In the aftermath of a fairly riotous stretch for Pitt basketball, Heather Lyke made her feelings fairly clear on Wednesday afternoon.

“I’ve got great confidence in Jeff Capel.”

Those were the words of Pitt’s Director of Athletics during a Zoom press conference with local reporters, and they came two days after star forward Justin Champagnie declared for the NBA and three days after five-star center prospect Efton Reid committed to LSU over the Panthers.

Add in five offseason transfers leaving the program and a disastrous close to the 2020-21 season that left Pitt with a sub-.500 record for the third year in as many tries since Capel became head coach, and it’s no surprise that Lyke faced questions about the state of the program.

“There’s no question he took over a tough situation: we were 0-18 in the ACC my first year here,” Lyke said, referencing the final season of the two-year Kevin Stallings experiment that led to Capel’s hire three years ago. “But that’s not to say it can’t be done. We also had a women’s soccer program that had never won an ACC game when Coach (Randy) Waldrum got here, and we had 11 wins this year.

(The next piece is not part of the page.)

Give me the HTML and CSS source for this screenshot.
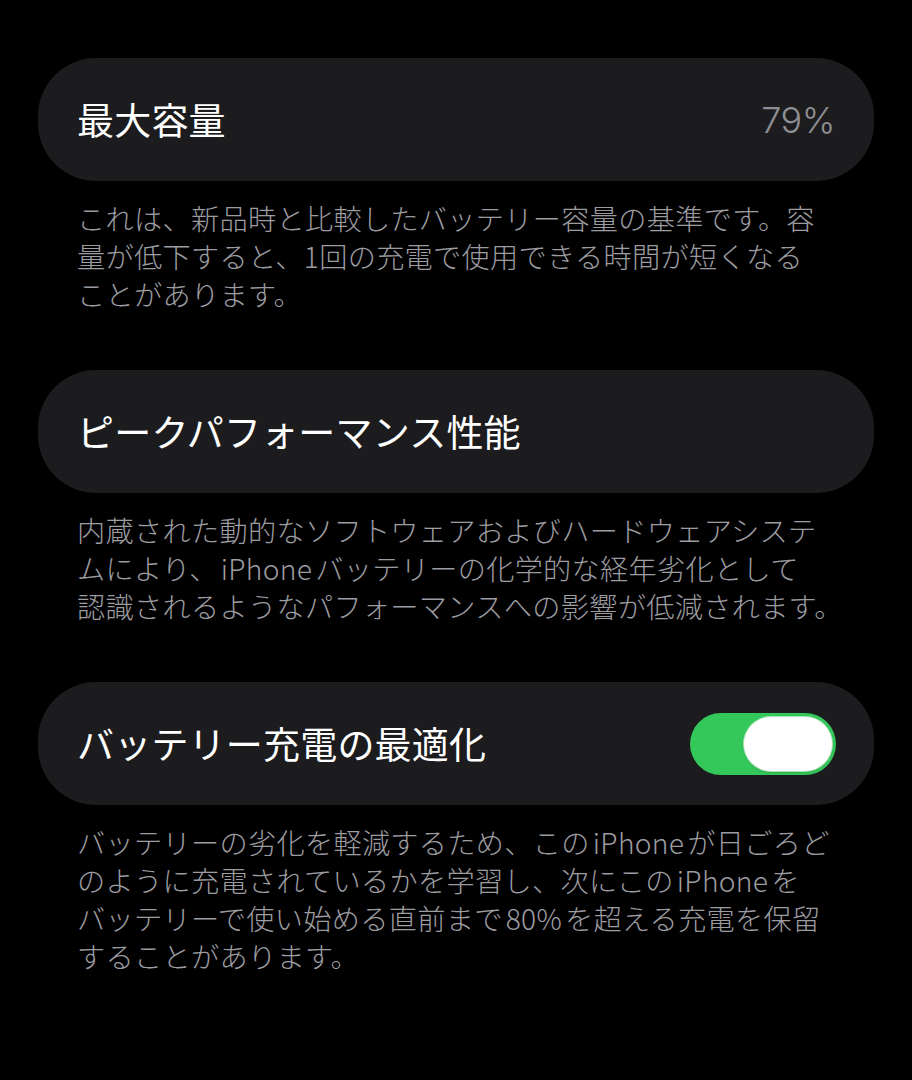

“It takes time. You have to build it the right way. Basketball’s a challenging environment. There’s no question that we’re going to do things right under Coach Capel’s leadership, so recruiting’s going to be tough sometimes. He’s going to build it the right way. Sometimes those things take time.

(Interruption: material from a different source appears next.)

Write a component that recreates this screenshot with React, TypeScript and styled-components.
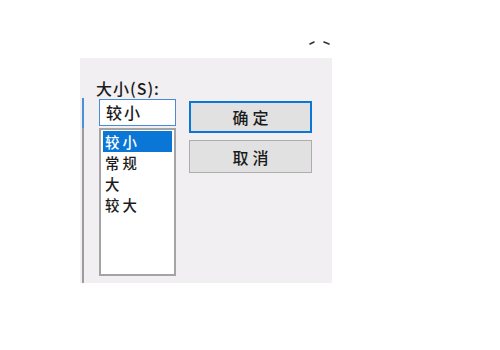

“I think we’ve seen real positive strides. There’s been a little bit of team chemistry, team issues that we’ve had to manage through, and you’ve got to grow from those, you’ve got to learn from those situations, and there’s no question I think Jeff knows what that needs to look like and feel like with his team.”

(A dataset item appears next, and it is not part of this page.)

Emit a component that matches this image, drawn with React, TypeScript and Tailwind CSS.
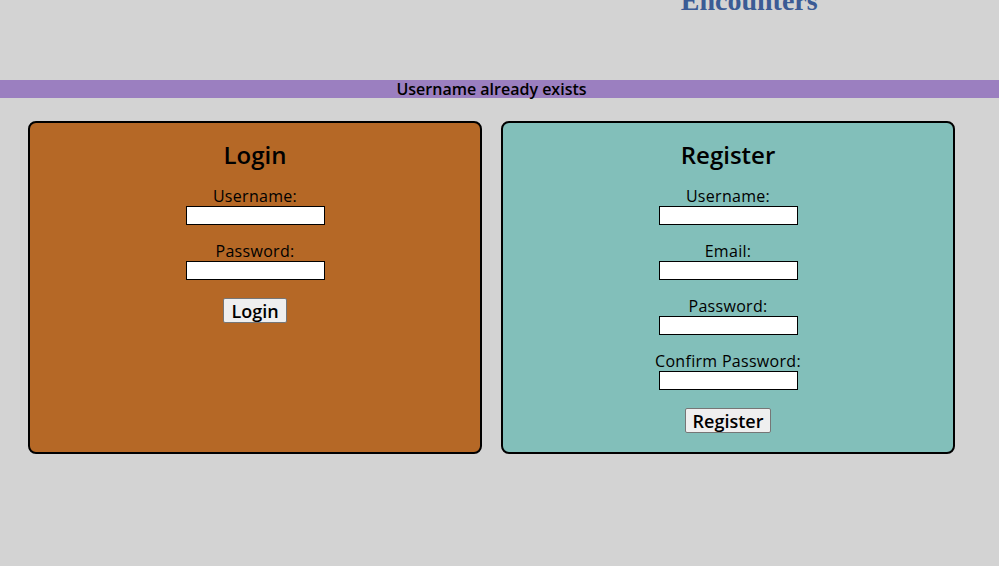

Capel certainly inherited a mess from Stallings, and while the last three seasons have shown some indications of improvement - Pitt’s conference winning percentage has gotten better each year - there is also plenty of uncertainty as the Panthers enter Year Four with Capel as the head coach.

Champagnie’s departure was a major blow, for starters; granted, Capel and his staff deserve a lot of credit for helping develop him into the player he is, but he’s leaving after scoring 360 of the team’s 1,566 points and grabbing 221 of Pitt’s 843 rebounds last season.

Then there were the in-season departures of juniors Xavier Johnson and Au’Diese Toney, who combined to score 485 points and pull down 157 rebounds. Also gone are Abdoul Karim Coulibaly (114 points, 86 rebounds) and Terrell Brown (53 points and 56 rebounds).

In five players, then, Pitt has lost 64.6% of its scoring and 61.7% of its rebounding from a season ago. And that’s from a team that went 10-12 overall and 6-10 in the ACC while winning just two of its final 12 games, including an opening-round loss in the ACC Tournament.

Now Capel is looking to fill the four starting spots that have been left vacant by Johnson, Toney, Champagnie and Coulibaly.

“We’re going to have a new group of kids - I think we have eight kids coming back next year, and that group is a great group that is committed to Pitt and committed to the team concept,” Lyke said. “So I think that that’s a real positive for this program moving forward.

"We obviously won some games early on that we were excited about. I think the trajectory was good. We had a little team chemistry issues, I think, that hurt. But there’s no doubt I’m confident that he can prepare this team, he can prepare our kids, he can develop our student-athletes, and his whole staff can do that. He’s got a great staff alongside him.”

Lyke hired Capel in the spring of 2018 after he spent seven seasons as a top assistant at Duke. Those years were a big part of his resume, as were successful head-coaching stints at VCU and Oklahoma. But the biggest strength Lyke has found in her men’s basketball coach is one she didn’t necessarily see at the time she hired him - and now she thinks it might be the most important strength to have.

“I think the thing that I didn’t realize that he was really good at is building relationships with student-athletes,” Lyke said. “He’s better at that than all the rest of his strengths. I think he’s very genuine, I think he tells them things that - I mean, they are his sons. He’s a coach’s kid, he grew up seeing the impact that his dad had on young people, and I think that’s how he sees his role, trying to mold these young people into doing all the right things all the time.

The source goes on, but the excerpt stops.